━━━━━ Data supplied
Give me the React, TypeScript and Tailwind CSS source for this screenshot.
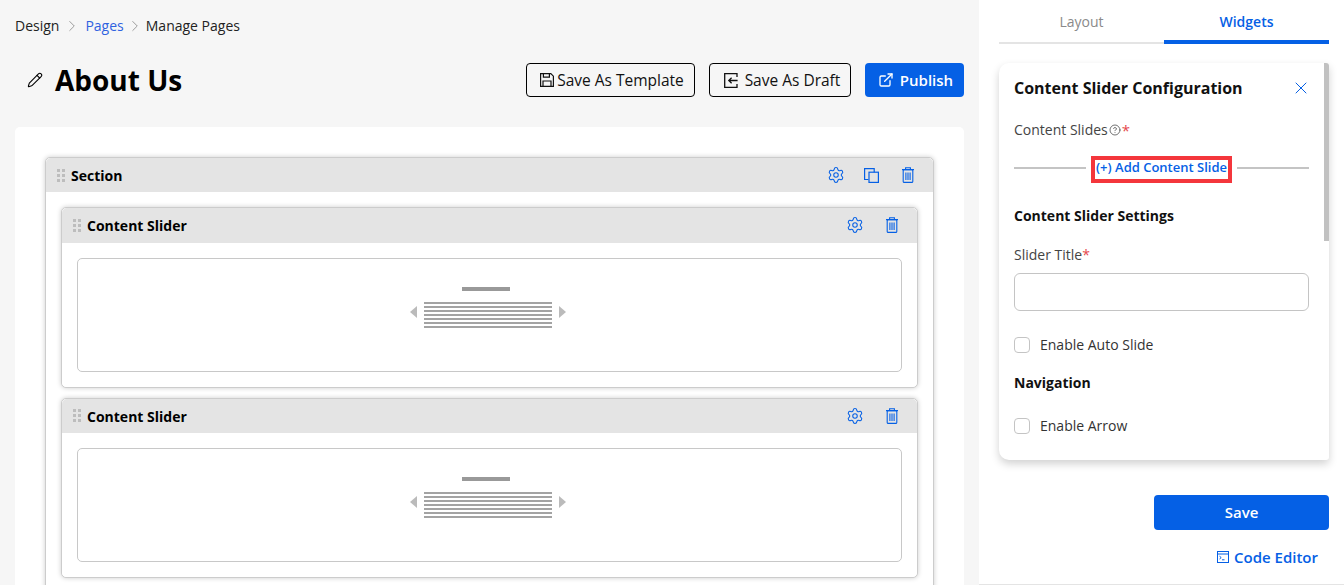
import React from 'react';
import { ChevronRight, Pencil, ExternalLink, Settings, X, CircleHelp } from 'lucide-react';

function Grip() {
  return (
    <div className="grid w-2 grid-cols-2 gap-x-[2px] gap-y-[2px]">
      {[0, 1, 2, 3, 4, 5].map(i => (
        <div key={i} className="h-[3px] w-[3px] bg-[#bdbdbd]" />
      ))}
    </div>
  );
}

function TrashIcon() {
  return (
    <svg width="12" height="16" viewBox="0 0 12 16" fill="none" stroke="currentColor" strokeWidth="1.1">
      <path d="M0 2.6h12M3.6 2.6V.7h4.8v1.9" />
      <rect x="1.2" y="2.6" width="9.6" height="12.8" rx="1" />
      <path d="M3.9 5.5v7.5M6 5.5v7.5M8.1 5.5v7.5" />
    </svg>
  );
}

function CopyIcon() {
  return (
    <svg width="15" height="15" viewBox="0 0 15 15" fill="none" stroke="currentColor" strokeWidth="1.2">
      <path d="M4.5 11.5H.6V.6h9.6v3.6" />
      <rect x="5" y="4.2" width="9.4" height="10.2" />
    </svg>
  );
}

function FloppyIcon() {
  return (
    <svg width="14" height="14" viewBox="0 0 14 14" fill="none" stroke="currentColor" strokeWidth="1.2">
      <path d="M.6.6h10.2l2.6 2.6v10.2H.6z" />
      <path d="M3.4.6v3.6h6V.6M3 13.4V8h8v5.4" />
    </svg>
  );
}

function DraftIcon() {
  return (
    <svg width="14" height="15" viewBox="0 0 14 15" fill="none" stroke="currentColor" strokeWidth="1.3">
      <path d="M13 4V.7H.7v13.6H13V11" />
      <path d="M13.6 7.5H5M7.6 4.8 4.8 7.5l2.8 2.7" />
    </svg>
  );
}

function TerminalIcon() {
  return (
    <svg width="12" height="12" viewBox="0 0 12 12" fill="none" stroke="currentColor" strokeWidth="1">
      <rect x="0.5" y="0.5" width="11" height="11" />
      <path d="M.5 3h11" />
      <path d="M2.5 5.2 4.2 6.6 2.5 8M5 8.8h2.5" />
    </svg>
  );
}

function Placeholder() {
  return (
    <div className="flex h-[114px] flex-col items-center rounded-[5px] border border-[#c8c8c8] bg-white pr-[3px] pt-[28px]">
      <div className="mr-[4px] h-1 w-12 bg-[#999999]" />
      <div className="mt-[11px] flex items-center gap-[7px]">
        <div className="h-0 w-0 -translate-y-[3px] border-y-[6px] border-r-[7px] border-y-transparent border-r-[#bbbbbb]" />
        <div className="flex w-32 flex-col gap-[2px]">
          {[0, 1, 2, 3, 4, 5, 6].map(i => (
            <div key={i} className="h-[2px] bg-[#a3a3a3]" />
          ))}
        </div>
        <div className="h-0 w-0 -translate-y-[3px] border-y-[6px] border-l-[7px] border-y-transparent border-l-[#bbbbbb]" />
      </div>
    </div>
  );
}

function WidgetCard() {
  return (
    <div className="rounded-[5px] border border-[#cccccc] bg-white shadow-[0_0_5px_rgba(0,0,0,0.2)]">
      <div className="flex h-[34.5px] items-center rounded-t-[5px] bg-[#e4e4e4] pl-[11px] pr-[19px]">
        <Grip />
        <span className="ml-[6px] pt-[2px] text-sm font-bold text-black">Content Slider</span>
        <div className="ml-auto flex items-center gap-[22px] text-[#0560e5]">
          <Settings className="h-[18px] w-[18px]" strokeWidth={1.4} />
          <TrashIcon />
        </div>
      </div>
      <div className="rounded-b-[5px] bg-white p-[15px]">
        <Placeholder />
      </div>
    </div>
  );
}

function Check({ label }: { label: string }) {
  return (
    <label className="flex items-center gap-[10px] text-sm text-[#333333]">
      <span className="h-4 w-4 rounded-[4px] border border-[#c4c4c4] bg-white" />
      {label}
    </label>
  );
}

export default function App() {
  return (
    <div className="flex h-[585px] w-[1344px] overflow-hidden bg-white font-['Open_Sans',sans-serif]">
      {/* Left canvas */}
      <div className="w-[979px] shrink-0 bg-[#f6f6f6] pl-[15px] pr-[15px]">
        <div className="flex h-[52px] items-center text-sm text-[#222222]">
          <span>Design</span>
          <ChevronRight className="mx-[4px] h-[18px] w-[18px] text-[#888888]" strokeWidth={1.1} />
          <span className="text-[#2f62e0]">Pages</span>
          <ChevronRight className="mx-[2px] h-[18px] w-[18px] text-[#888888]" strokeWidth={1.1} />
          <span>Manage Pages</span>
        </div>
        <div className="flex h-[56px] items-center">
          <Pencil className="ml-3 h-4 w-4 text-black" strokeWidth={1.6} />
          <h1 className="ml-[12px] text-[28px] font-bold leading-none text-black">About Us</h1>
          <div className="ml-auto flex items-center text-[15.5px] font-medium">
            <button className="flex h-[34px] w-[169px] items-center justify-center gap-[3px] rounded-[4px] border border-black pl-[3px] text-[#111111]">
              <FloppyIcon />
              <span className="pt-[2px]">Save As Template</span>
            </button>
            <button className="ml-[14px] flex h-[34px] w-[142px] items-center justify-center gap-[7px] rounded-[4px] border border-black pl-[4px] text-[#111111]">
              <DraftIcon />
              <span className="pt-[2px]">Save As Draft</span>
            </button>
            <button className="ml-[14px] flex h-[34px] w-[99px] items-center justify-center gap-[6px] rounded-[4px] bg-[#0560e5] pl-[2px] text-[15px] font-semibold text-white">
              <ExternalLink className="h-4 w-4" strokeWidth={2} />
              Publish
            </button>
          </div>
        </div>
        <div className="mt-[19px] h-[600px] rounded-t-[5px] bg-white px-[30px] pt-[30px]">
          <div className="rounded-[5px] border border-[#cccccc] bg-white shadow-[0_0_5px_rgba(0,0,0,0.2)]">
            <div className="flex h-[34px] items-center rounded-t-[5px] bg-[#e4e4e4] pl-[11px] pr-[19px]">
              <Grip />
              <span className="ml-[6px] pt-[2px] text-sm font-bold text-black">Section</span>
              <div className="ml-auto flex items-center text-[#0560e5]">
                <Settings className="h-[18px] w-[18px]" strokeWidth={1.4} />
                <span className="ml-[19px]"><CopyIcon /></span>
                <span className="ml-[23px]"><TrashIcon /></span>
              </div>
            </div>
            <div className="flex flex-col gap-[10px] rounded-b-[5px] bg-white p-[15px]">
              <WidgetCard />
              <WidgetCard />
            </div>
          </div>
        </div>
      </div>

      {/* Right config panel */}
      <div className="relative flex-1 border-b border-[#e4e4e4] pl-5 pr-[15px]">
        <div className="flex h-11 border-b-2 border-[#e4e4e4] text-sm">
          <div className="flex w-[165px] items-center justify-center pt-[2px] text-[#8a8a8a]">Layout</div>
          <div className="-mb-[2px] flex w-[165px] items-center justify-center border-b-[4px] border-[#0560e5] pt-[4px] font-semibold text-[#0560e5]">Widgets</div>
        </div>
        <div className="relative mt-[19px] h-[397px] overflow-hidden rounded-l-[10px] rounded-r-[3px] bg-white px-[15px] shadow-[0_4px_8px_rgba(0,0,0,0.18)]">
          <div className="absolute right-0 top-0 h-[178px] w-[5px] bg-[#c1c1c1]" />
          <div className="flex h-[50px] items-center justify-between pr-[3px]">
            <span className="text-base font-bold text-[#111111]">Content Slider Configuration</span>
            <X className="h-5 w-5 text-[#0560e5]" strokeWidth={1.2} />
          </div>
          <div className="mt-[7px] flex items-center text-sm text-[#444444]">
            Content Slides
            <CircleHelp className="ml-[1px] h-3 w-3" strokeWidth={1.5} />
            <span className="ml-[1px] text-[15px] leading-none text-[#e5484d]">*</span>
          </div>
          <div className="mt-[16px] flex items-start pr-[5px]">
            <div className="mt-[11px] h-[2px] flex-1 bg-[#c4c4c4]" />
            <span className="mx-[5px] border-4 border-[#f4363c] px-[1px] pb-[5px] text-[13px] font-semibold leading-[14px] text-[#0560e5]">(+) Add Content Slide</span>
            <div className="mt-[11px] h-[2px] flex-1 bg-[#c4c4c4]" />
          </div>
          <div className="mt-[23px] text-sm font-bold text-[#111111]">Content Slider Settings</div>
          <div className="mt-[19px] text-sm text-[#444444]">Slider Title<span className="text-[#e5484d]">*</span></div>
          <div className="mr-[5px] mt-[8px] h-[38px] rounded-[6px] border border-[#c4c4c4] bg-white" />
          <div className="mt-[24px]"><Check label="Enable Auto Slide" /></div>
          <div className="mt-[18px] text-sm font-bold text-[#111111]">Navigation</div>
          <div className="mt-[23px]"><Check label="Enable Arrow" /></div>
        </div>
        <button className="ml-auto mt-[35px] block h-[35px] w-[175px] rounded-[4px] bg-[#0560e5] text-[15px] font-semibold text-white">Save</button>
        <div className="mt-[16px] flex items-center justify-end gap-[5px] pr-[11px] text-[15px] font-semibold text-[#0560e5]">
          <TerminalIcon />
          Code Editor
        </div>
      </div>
    </div>
  );
}
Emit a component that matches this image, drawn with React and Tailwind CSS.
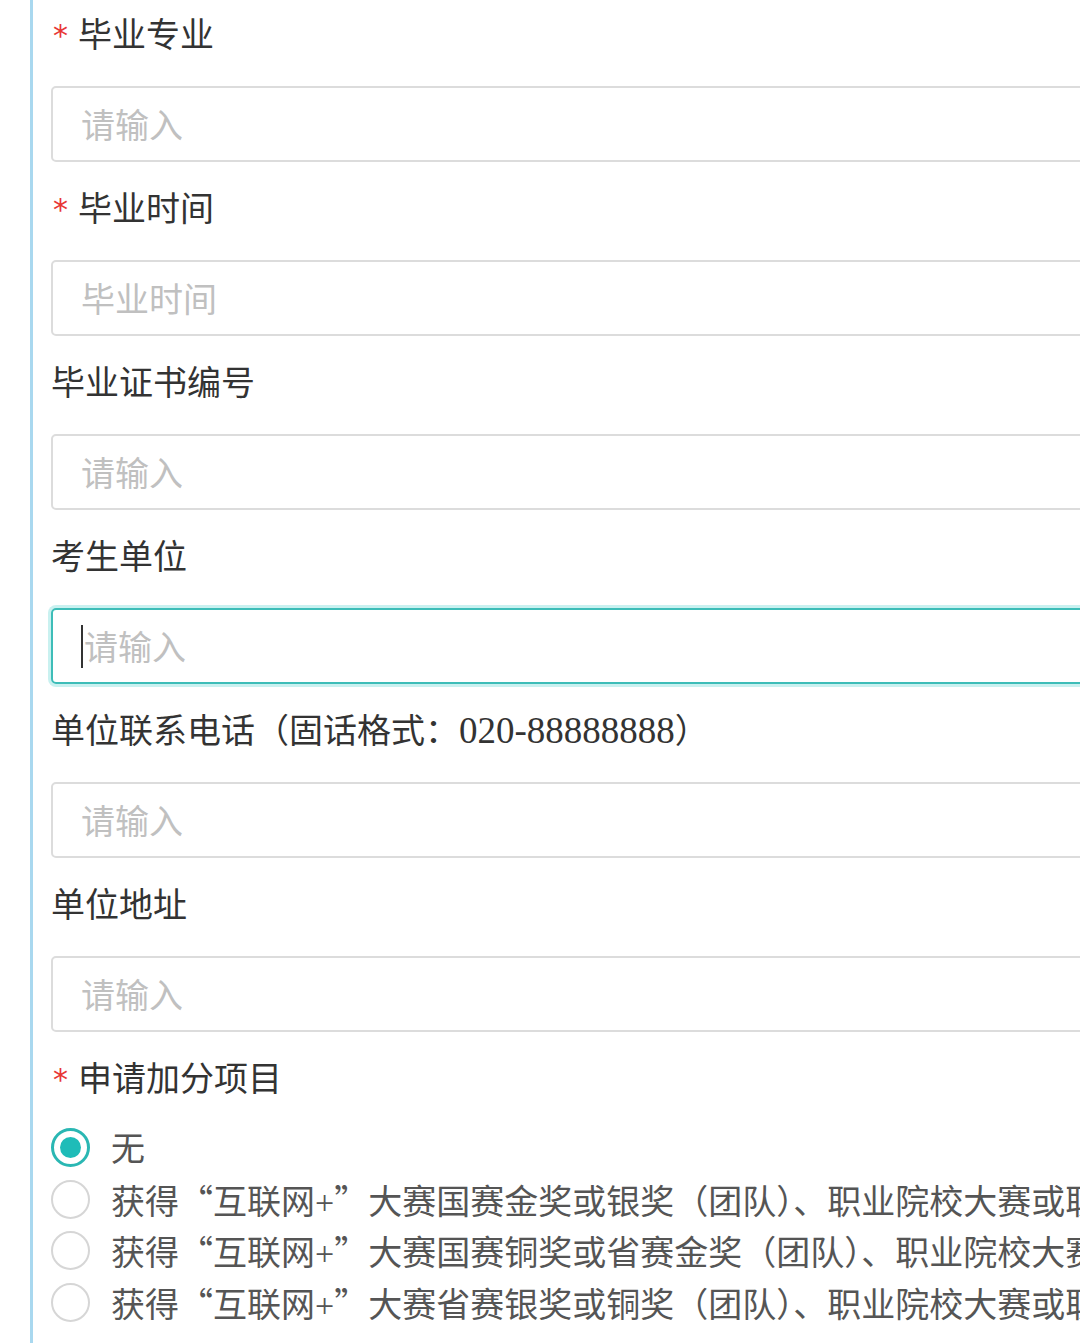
const fields = [
  { label: ['毕业专业'], required: true, placeholder: '请输入' },
  { label: ['毕业时间'], required: true, placeholder: '毕业时间' },
  { label: ['毕业证书编号'], placeholder: '请输入' },
  { label: ['考生单位'], placeholder: '请输入', focused: true },
  { label: ['单位联系电话（固话格式：', '020-88888888', '）'], placeholder: '请输入' },
  { label: ['单位地址'], placeholder: '请输入' },
]

const options = [
  ['无'],
  ['获得', '“', '互联网+', '”', '大赛国赛金奖或银奖（团队）、职业院校大赛或职业技能大赛国赛一等奖'],
  ['获得', '“', '互联网+', '”', '大赛国赛铜奖或省赛金奖（团队）、职业院校大赛或职业技能大赛国赛二等奖'],
  ['获得', '“', '互联网+', '”', '大赛省赛银奖或铜奖（团队）、职业院校大赛或职业技能大赛省赛一等奖'],
]

const cjk = { fontFamily: '"Noto Sans CJK SC", sans-serif' }

const Label = ({ text, required }) => (
  <div className="h-[60px] pt-[6px] flex items-center text-[34px] text-[#333] whitespace-nowrap">
    {required && (
      <span
        className="w-[27px] pl-[2px] text-[30px] text-[#e83636] self-start mt-[13px] leading-none"
        style={{ fontFamily: '"DejaVu Sans", sans-serif' }}
      >
        *
      </span>
    )}
    <span>
      {text.map((t, i) =>
        /^[0-9-]+$/.test(t) ? (
          <span key={i} className="text-[37px]">
            {t}
          </span>
        ) : (
          <span key={i}>{t}</span>
        )
      )}
    </span>
  </div>
)

const Field = ({ label, required, placeholder, focused }) => (
  <div className="pb-[14px]">
    <Label text={label} required={required} />
    <div
      className={
        focused
          ? 'mt-[24px] h-[76px] w-[1080px] rounded-[5px] border-2 border-[#3dbdb8] shadow-[0_0_0_3px_#c9f1f0] flex items-center pl-[28px] pt-[4px]'
          : 'mt-[24px] h-[76px] w-[1080px] rounded-[5px] border-2 border-[#dcdcdc] flex items-center pl-[28px] pt-[4px]'
      }
    >
      {focused && <span className="w-[2px] h-[43px] bg-[#333] mr-[1px] -mt-[4px]" />}
      <span className="text-[34px] text-[#c0c0c0]">{placeholder}</span>
    </div>
  </div>
)

const Radio = ({ parts, checked }) => (
  <div className="h-[51.5px] flex items-center whitespace-nowrap">
    {checked ? (
      <span className="w-[39px] h-[39px] shrink-0 rounded-full border-[3px] border-[#2ab7b3] flex items-center justify-center">
        <span className="w-[21px] h-[21px] rounded-full bg-[#1fbcb8]" />
      </span>
    ) : (
      <span className="w-[39px] h-[39px] shrink-0 rounded-full border-2 border-[#d6d6d6]" />
    )}
    <span className="ml-[21px] pt-[3px] text-[34px] text-[#555]">
      {parts.map((p, i) =>
        p === '“' || p === '”' ? (
          <span key={i} style={cjk}>
            {p}
          </span>
        ) : (
          <span key={i}>{p}</span>
        )
      )}
    </span>
  </div>
)

export default function App() {
  return (
    <div
      className="w-[1080px] h-[1343px] bg-white overflow-hidden"
      style={{ fontFamily: '"Liberation Serif", "Noto Sans CJK SC", serif' }}
    >
      <div className="ml-[30px] h-full border-l-[3px] border-[#a9d8ef] pl-[18px] pt-[2px]">
        {fields.map((f) => (
          <Field key={f.label.join('')} {...f} />
        ))}
        <Label text={['申请加分项目']} required />
        <div className="mt-[16px]">
          {options.map((o, i) => (
            <Radio key={i} parts={o} checked={i === 0} />
          ))}
        </div>
      </div>
    </div>
  )
}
━━━━━━━━━━
▶ [Exercise prompt] Search the lines for the string "this" and copy every line that has it.

▶ [Result of the exercise]
Give me the React, TypeScript and Tailwind CSS source for this screenshot.
Emit a component that matches this image, drawn with React and Tailwind CSS.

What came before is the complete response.